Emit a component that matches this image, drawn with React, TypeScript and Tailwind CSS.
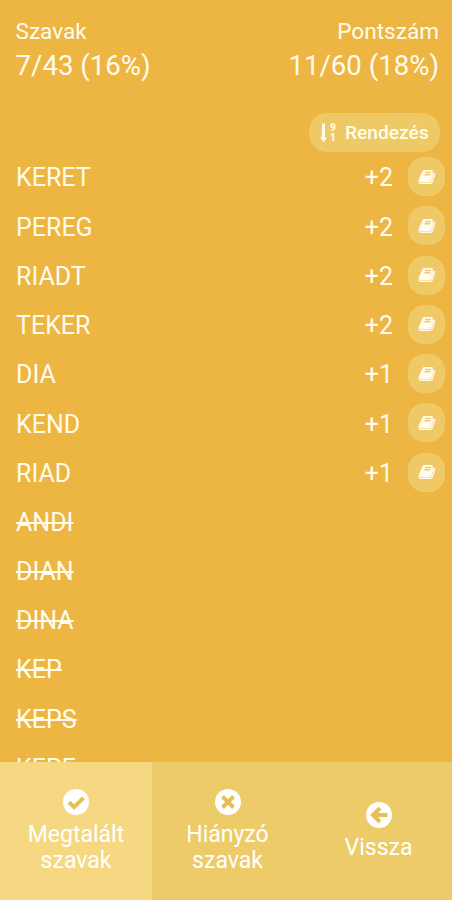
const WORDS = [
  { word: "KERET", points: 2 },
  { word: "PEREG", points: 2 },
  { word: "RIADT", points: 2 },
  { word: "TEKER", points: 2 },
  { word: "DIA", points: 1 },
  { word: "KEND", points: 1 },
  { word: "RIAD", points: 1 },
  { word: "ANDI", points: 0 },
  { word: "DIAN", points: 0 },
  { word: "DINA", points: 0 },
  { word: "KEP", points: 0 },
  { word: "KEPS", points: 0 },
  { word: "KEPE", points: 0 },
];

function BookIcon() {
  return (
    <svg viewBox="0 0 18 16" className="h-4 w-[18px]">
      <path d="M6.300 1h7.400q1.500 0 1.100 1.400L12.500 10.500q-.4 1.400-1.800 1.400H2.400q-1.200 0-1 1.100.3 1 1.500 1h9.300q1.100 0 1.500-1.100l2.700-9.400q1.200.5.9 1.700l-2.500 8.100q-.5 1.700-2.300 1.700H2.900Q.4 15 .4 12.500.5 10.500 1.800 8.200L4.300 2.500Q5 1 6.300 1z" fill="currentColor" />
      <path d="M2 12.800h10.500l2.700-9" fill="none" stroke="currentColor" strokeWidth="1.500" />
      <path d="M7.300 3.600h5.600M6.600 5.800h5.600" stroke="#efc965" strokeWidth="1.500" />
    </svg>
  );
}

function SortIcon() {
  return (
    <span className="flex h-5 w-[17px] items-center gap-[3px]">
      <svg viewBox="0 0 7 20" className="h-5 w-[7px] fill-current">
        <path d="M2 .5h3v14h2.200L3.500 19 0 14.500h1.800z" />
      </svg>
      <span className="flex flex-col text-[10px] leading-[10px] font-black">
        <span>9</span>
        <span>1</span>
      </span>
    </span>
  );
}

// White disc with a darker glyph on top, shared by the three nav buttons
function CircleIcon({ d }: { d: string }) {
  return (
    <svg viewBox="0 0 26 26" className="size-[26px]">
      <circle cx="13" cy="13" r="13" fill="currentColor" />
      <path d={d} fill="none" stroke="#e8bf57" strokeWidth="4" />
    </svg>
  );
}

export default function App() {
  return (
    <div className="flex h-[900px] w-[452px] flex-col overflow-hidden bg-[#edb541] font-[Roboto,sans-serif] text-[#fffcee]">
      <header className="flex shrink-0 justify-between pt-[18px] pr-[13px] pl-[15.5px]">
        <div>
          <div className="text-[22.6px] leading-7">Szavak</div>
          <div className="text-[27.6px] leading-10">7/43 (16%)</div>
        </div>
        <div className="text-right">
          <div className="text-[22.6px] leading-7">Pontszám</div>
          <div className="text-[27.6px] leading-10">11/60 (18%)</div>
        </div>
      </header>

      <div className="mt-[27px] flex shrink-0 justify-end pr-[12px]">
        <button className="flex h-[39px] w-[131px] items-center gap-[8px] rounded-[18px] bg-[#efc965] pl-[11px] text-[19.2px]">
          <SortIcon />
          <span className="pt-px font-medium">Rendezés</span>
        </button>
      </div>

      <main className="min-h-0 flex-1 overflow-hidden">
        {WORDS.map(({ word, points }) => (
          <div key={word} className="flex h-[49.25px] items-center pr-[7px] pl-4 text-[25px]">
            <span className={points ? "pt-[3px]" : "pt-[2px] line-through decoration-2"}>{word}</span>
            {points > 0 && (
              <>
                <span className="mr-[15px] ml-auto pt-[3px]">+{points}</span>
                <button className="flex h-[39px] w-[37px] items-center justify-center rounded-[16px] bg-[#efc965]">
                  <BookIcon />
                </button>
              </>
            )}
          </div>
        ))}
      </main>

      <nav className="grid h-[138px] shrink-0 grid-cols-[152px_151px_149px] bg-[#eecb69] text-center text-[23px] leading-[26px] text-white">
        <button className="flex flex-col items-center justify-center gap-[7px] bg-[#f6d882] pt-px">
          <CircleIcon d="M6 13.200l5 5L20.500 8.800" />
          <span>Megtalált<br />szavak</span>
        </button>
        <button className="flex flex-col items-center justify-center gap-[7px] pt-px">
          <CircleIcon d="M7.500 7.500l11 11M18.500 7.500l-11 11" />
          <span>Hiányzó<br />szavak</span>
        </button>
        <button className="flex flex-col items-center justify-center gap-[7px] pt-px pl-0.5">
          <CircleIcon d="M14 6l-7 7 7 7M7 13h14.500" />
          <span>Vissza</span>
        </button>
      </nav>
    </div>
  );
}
..............................
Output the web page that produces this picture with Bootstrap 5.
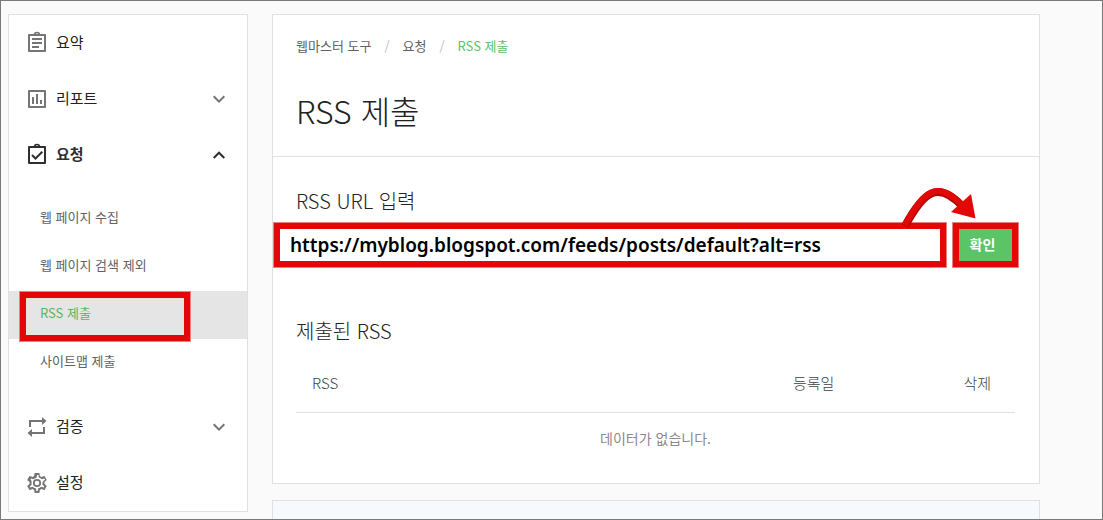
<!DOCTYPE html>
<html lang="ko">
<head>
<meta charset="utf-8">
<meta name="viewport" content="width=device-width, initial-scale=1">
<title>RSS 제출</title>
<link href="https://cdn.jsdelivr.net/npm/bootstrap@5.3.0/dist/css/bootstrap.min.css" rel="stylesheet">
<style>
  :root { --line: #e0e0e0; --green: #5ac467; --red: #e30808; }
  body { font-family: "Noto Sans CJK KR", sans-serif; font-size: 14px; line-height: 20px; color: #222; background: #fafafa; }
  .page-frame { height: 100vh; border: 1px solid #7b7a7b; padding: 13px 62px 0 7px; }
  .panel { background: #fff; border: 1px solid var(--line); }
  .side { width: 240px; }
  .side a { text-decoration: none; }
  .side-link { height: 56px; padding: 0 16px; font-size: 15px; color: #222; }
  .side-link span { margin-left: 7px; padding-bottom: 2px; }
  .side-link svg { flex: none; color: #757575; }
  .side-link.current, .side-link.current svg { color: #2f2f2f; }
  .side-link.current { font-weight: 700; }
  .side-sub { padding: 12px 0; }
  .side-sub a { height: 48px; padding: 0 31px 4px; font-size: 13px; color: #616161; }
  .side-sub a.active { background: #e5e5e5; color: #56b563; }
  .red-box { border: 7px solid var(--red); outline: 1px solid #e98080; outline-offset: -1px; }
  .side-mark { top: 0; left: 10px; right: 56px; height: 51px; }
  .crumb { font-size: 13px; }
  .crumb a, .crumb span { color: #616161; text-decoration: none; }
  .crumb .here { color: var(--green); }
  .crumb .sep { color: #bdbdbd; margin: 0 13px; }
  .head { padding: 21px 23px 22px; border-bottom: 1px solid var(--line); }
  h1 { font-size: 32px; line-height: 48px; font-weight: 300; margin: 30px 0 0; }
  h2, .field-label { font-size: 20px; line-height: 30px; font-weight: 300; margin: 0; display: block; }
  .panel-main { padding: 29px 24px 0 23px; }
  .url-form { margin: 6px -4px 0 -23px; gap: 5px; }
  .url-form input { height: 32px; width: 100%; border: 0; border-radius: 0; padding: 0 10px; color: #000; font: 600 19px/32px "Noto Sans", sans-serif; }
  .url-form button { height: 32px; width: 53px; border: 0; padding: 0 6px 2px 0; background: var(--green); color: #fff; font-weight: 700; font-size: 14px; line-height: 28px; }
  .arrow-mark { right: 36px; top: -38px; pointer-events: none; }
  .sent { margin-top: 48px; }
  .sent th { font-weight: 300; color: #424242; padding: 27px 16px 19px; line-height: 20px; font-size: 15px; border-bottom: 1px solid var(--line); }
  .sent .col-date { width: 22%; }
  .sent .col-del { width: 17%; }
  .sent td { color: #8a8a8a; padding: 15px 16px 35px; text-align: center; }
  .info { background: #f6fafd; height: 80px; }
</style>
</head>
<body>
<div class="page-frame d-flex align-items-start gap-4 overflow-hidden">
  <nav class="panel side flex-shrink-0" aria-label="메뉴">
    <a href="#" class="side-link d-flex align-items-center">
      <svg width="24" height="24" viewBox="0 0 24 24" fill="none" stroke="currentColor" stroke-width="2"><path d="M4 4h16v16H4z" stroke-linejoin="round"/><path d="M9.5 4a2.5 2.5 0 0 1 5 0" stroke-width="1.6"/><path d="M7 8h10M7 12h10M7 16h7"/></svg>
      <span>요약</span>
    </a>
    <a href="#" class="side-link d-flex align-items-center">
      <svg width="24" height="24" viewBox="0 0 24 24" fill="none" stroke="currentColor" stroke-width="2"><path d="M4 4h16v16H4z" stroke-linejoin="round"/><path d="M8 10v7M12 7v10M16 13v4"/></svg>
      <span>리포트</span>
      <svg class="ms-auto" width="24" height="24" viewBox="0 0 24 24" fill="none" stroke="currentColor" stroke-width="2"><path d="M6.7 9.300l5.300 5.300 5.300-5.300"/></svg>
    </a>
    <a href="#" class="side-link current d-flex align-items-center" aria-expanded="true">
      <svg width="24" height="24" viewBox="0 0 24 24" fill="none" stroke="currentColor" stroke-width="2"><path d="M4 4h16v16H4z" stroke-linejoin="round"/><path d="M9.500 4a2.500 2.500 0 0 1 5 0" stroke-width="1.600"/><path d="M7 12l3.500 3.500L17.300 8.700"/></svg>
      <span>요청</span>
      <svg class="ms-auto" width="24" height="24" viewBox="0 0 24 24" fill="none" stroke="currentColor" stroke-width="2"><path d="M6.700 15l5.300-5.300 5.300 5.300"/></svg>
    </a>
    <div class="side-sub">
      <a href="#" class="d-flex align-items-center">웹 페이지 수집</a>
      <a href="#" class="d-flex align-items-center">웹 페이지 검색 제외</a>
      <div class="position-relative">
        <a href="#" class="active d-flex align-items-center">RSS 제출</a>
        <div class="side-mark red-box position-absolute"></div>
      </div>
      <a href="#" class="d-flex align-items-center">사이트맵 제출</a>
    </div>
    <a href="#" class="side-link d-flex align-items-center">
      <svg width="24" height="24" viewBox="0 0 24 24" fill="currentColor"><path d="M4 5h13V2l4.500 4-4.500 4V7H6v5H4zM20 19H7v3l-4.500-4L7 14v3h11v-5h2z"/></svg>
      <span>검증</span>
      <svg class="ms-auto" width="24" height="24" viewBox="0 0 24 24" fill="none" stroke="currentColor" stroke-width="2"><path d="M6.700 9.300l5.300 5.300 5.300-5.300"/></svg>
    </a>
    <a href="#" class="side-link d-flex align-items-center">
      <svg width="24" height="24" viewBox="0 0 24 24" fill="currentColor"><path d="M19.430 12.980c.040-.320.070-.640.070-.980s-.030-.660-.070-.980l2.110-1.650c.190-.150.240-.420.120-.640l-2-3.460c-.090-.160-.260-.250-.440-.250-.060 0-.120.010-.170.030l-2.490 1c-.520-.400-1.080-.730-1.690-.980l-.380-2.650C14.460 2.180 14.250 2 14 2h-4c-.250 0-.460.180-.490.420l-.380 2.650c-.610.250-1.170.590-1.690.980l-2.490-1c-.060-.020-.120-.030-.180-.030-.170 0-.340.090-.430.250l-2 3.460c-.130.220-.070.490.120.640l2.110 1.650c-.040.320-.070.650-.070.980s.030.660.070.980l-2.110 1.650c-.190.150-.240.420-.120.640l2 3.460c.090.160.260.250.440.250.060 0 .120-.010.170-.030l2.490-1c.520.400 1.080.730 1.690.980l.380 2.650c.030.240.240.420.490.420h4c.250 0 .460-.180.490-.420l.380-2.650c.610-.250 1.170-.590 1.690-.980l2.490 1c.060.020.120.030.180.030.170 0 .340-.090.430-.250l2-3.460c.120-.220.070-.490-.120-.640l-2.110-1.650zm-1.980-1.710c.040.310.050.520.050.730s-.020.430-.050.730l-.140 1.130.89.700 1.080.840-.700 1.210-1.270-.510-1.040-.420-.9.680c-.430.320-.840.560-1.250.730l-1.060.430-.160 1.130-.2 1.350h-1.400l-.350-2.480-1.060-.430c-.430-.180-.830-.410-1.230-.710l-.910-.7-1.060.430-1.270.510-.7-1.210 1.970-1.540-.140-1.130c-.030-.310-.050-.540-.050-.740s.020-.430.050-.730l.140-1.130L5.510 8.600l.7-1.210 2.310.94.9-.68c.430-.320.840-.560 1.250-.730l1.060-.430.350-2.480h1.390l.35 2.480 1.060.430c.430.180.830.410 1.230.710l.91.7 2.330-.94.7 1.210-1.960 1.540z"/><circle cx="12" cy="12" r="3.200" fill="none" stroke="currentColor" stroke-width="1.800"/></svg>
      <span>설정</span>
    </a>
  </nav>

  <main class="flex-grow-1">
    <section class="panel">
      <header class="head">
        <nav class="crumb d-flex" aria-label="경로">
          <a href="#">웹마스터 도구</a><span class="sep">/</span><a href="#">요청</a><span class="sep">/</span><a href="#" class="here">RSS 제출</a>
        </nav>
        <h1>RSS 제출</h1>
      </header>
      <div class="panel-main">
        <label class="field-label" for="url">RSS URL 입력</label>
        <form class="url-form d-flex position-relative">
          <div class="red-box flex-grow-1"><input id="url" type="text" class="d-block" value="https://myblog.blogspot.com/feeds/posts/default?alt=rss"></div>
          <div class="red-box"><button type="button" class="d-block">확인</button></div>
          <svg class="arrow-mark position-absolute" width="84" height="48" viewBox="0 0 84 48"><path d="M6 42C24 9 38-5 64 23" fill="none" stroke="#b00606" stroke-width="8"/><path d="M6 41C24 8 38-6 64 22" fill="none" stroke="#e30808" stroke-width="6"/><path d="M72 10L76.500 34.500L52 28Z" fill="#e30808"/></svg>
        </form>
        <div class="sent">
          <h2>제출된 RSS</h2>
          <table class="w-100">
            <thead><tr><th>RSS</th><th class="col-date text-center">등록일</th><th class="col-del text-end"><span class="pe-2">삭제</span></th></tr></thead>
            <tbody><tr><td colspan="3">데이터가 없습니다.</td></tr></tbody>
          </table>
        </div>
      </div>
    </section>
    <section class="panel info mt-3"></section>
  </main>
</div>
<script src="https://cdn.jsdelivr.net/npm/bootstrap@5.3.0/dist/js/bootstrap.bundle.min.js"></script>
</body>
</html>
..............................
__What is asked__.
Looking back at the lines above, state how many contain the word "that", and supply nothing besides the number.

__Worked answer__.
2